=== Source material ===

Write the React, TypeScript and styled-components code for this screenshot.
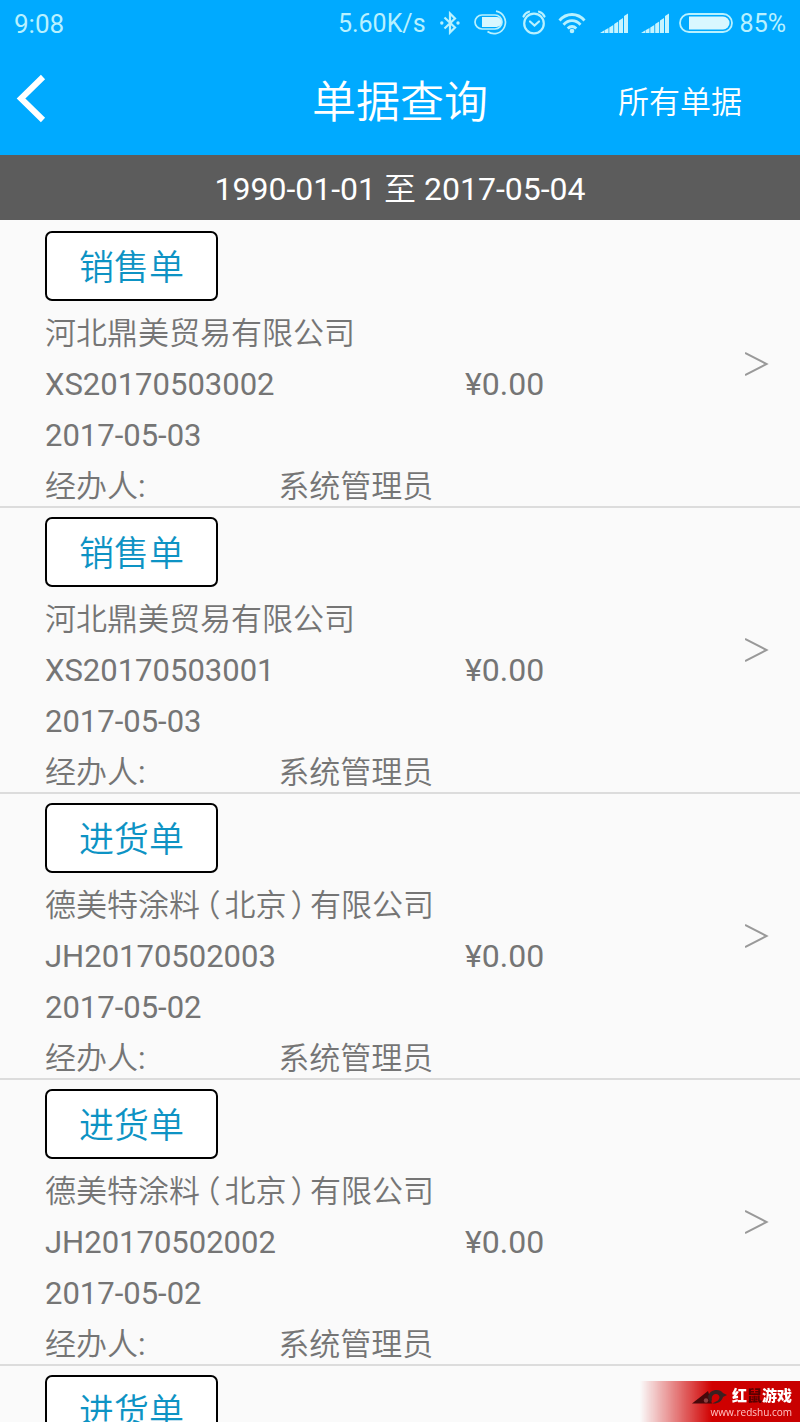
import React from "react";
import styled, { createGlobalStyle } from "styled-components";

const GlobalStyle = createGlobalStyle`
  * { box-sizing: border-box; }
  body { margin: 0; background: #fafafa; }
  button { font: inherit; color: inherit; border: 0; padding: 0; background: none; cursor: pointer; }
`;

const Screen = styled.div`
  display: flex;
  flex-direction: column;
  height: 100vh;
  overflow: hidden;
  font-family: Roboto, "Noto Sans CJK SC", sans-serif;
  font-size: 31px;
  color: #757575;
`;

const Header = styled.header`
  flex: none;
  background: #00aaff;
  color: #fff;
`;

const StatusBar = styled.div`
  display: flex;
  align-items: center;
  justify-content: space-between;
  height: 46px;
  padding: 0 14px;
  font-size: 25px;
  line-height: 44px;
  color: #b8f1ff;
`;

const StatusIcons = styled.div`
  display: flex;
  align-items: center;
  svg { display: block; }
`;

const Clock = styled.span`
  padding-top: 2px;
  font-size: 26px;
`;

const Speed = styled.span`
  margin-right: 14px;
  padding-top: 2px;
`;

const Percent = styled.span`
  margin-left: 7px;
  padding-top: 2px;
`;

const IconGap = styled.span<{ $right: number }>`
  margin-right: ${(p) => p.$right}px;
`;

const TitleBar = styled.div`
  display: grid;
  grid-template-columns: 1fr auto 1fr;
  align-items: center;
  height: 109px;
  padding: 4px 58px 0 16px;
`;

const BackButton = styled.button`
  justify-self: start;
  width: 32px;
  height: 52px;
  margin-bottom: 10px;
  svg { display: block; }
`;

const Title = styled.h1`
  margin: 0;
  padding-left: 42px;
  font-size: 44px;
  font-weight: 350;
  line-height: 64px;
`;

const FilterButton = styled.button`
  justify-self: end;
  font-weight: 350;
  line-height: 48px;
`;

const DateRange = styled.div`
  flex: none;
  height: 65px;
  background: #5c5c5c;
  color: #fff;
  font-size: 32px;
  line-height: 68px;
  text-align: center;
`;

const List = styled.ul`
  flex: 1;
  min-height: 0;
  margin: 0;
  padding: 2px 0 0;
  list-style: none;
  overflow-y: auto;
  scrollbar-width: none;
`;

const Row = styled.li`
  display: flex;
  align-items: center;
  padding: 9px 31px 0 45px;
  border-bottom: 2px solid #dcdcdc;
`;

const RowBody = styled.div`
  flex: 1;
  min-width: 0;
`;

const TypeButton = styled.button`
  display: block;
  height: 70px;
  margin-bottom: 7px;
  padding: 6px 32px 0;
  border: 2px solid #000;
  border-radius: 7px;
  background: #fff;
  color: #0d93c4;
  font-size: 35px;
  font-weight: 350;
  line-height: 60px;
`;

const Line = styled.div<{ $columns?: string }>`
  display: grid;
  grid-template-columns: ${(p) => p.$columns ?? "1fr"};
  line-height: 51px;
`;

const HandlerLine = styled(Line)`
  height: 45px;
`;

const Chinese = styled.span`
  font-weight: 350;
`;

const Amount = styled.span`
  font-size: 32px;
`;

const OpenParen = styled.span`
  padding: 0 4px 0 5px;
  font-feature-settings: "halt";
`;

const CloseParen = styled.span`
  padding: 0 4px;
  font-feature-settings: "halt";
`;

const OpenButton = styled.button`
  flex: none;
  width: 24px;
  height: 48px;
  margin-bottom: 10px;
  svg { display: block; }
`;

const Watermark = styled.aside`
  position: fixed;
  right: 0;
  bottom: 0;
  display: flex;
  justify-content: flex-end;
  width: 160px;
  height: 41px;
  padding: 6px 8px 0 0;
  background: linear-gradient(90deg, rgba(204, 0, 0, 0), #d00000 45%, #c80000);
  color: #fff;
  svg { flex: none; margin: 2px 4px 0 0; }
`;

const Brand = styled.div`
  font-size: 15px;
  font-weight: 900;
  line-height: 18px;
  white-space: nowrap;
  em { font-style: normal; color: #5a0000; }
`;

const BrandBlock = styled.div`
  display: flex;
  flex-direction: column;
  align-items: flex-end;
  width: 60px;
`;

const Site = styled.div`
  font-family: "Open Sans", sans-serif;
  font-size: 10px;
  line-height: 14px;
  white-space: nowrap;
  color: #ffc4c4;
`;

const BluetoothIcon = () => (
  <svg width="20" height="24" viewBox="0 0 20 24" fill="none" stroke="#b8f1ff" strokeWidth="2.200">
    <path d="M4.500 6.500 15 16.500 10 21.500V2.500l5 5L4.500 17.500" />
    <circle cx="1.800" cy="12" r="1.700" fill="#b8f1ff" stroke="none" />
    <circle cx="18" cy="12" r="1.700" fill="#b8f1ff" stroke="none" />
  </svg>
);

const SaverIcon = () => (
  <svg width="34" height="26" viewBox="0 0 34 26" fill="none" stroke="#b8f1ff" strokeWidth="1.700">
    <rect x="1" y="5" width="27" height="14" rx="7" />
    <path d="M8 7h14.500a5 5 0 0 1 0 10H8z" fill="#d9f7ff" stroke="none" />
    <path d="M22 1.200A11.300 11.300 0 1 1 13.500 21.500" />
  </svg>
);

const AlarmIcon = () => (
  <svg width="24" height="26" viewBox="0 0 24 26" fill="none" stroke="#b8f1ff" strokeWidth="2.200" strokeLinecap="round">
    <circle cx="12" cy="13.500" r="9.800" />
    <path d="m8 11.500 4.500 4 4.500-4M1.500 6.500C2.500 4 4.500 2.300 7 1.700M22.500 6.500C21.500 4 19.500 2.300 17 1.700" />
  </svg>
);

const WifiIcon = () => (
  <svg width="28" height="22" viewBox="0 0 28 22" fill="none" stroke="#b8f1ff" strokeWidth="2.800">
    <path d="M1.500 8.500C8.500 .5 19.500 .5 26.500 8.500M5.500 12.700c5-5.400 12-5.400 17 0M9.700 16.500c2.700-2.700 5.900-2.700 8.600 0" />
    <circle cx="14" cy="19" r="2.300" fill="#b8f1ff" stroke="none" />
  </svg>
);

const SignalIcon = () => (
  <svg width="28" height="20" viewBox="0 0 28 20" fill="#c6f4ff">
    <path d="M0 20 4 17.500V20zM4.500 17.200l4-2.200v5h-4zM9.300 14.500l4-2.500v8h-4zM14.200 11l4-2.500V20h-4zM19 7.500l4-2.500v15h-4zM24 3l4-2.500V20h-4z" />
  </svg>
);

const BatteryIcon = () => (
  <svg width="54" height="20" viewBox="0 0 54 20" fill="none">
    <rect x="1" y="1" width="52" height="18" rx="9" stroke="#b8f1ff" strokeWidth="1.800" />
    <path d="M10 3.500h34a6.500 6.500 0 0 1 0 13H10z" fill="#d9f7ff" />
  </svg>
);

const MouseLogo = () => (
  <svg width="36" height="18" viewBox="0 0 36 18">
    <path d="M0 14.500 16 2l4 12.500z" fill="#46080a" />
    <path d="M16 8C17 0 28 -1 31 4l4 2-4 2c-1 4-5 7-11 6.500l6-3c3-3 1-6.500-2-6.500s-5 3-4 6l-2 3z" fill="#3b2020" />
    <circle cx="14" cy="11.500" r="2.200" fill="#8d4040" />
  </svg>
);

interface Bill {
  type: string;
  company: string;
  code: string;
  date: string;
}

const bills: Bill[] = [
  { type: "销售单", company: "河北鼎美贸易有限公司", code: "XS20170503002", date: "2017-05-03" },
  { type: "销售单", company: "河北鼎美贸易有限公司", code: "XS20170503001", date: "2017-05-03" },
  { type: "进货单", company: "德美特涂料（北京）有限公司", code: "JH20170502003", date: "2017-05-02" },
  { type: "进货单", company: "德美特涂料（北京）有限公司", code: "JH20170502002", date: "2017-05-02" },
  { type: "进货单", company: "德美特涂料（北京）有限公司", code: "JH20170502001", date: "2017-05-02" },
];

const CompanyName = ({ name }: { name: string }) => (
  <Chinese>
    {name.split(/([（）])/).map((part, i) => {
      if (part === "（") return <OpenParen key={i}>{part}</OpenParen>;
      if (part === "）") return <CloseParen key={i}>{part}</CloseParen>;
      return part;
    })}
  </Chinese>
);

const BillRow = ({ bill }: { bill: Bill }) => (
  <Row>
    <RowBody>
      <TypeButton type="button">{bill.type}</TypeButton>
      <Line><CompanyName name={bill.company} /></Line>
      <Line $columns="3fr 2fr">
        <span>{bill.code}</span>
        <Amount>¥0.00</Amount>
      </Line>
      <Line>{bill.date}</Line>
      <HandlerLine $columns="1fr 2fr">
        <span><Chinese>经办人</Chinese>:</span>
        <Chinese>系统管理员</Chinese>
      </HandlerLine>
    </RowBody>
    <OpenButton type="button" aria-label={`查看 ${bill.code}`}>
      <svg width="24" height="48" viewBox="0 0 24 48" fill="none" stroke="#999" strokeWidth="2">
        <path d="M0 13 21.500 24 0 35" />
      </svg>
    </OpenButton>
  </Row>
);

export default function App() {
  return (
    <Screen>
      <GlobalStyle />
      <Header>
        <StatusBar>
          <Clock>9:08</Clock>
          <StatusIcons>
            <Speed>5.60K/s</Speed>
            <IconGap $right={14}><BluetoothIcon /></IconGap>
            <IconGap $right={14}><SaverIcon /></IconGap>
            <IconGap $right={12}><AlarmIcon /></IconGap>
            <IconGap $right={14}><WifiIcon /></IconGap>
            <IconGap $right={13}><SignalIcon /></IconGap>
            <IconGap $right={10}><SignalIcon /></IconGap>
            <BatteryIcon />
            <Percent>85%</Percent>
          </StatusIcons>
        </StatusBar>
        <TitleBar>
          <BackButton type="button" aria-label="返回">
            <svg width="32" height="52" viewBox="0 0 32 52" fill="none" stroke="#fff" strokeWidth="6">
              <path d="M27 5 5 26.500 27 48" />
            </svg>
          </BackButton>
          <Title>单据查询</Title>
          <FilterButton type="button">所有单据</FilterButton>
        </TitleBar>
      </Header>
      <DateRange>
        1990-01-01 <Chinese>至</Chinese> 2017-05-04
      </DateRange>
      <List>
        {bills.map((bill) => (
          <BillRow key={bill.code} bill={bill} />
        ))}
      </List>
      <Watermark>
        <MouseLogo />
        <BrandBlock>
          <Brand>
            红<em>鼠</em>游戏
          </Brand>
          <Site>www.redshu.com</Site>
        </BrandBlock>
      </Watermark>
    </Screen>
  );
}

=== Work to be completed ===
Give only the number of lines in the preceding material that contain the string "components".

=== Output of the task ===
2